Sulla-Marius 88 posted:

I can tell you that it's very possible to make very little money doing it.

How very little is very little, though? I get what you're saying about researching and knowing the genre, but as I said, a stipend a month sounds good to me.

freebooter
Jul 7, 2009

Thanks for the replies; I suspected it takes more work than people let on, but it still sounds worth attempting. I'll go ahead and take a crack it it, largely because...

Sundae posted:

I'm only a high-four / low-five author each month (usually high-four) from Super-Romance, but I'll definitely say it was worth every second of the writing. =)

...to me, that is insane. To be clear here: you're talking about making $60,000 a year from this? Have you quit your day job?

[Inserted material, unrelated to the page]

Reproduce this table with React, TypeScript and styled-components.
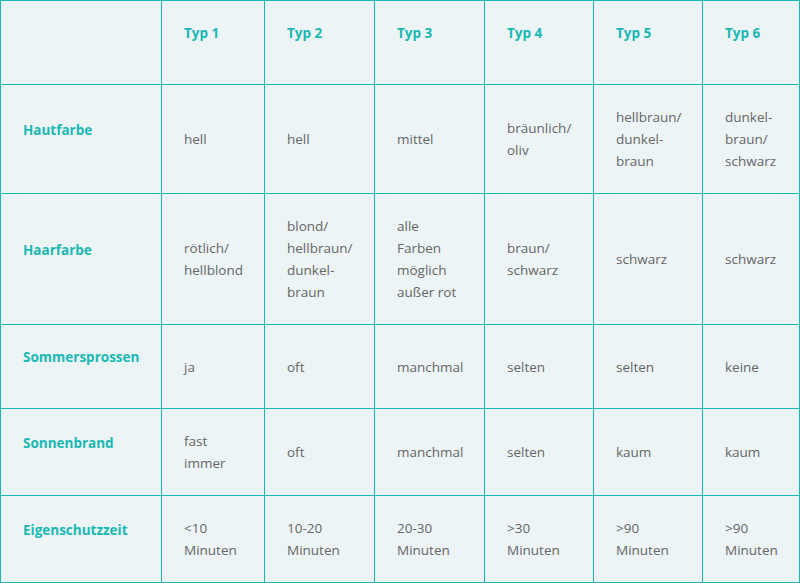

I wouldn't even begin to dream of that kind of cash. If I could make a few hundred dollars a month I'd be happy.

freebooter
Jul 7, 2009

As someone who is not savvy with how Amazon works, can someone explain to me why this book has like five reviews but they aren't showing up on the bars, ranking them by 5 star, 4 star etc?

http://www.amazon.co.uk/gp/product/B00MY3TRK0?tag=rpbook-21

edit - Just realised it may have been a UK/US Amazon thing, since the first page was UK and the US page does properly rank them. But again, why do they even have two different pages?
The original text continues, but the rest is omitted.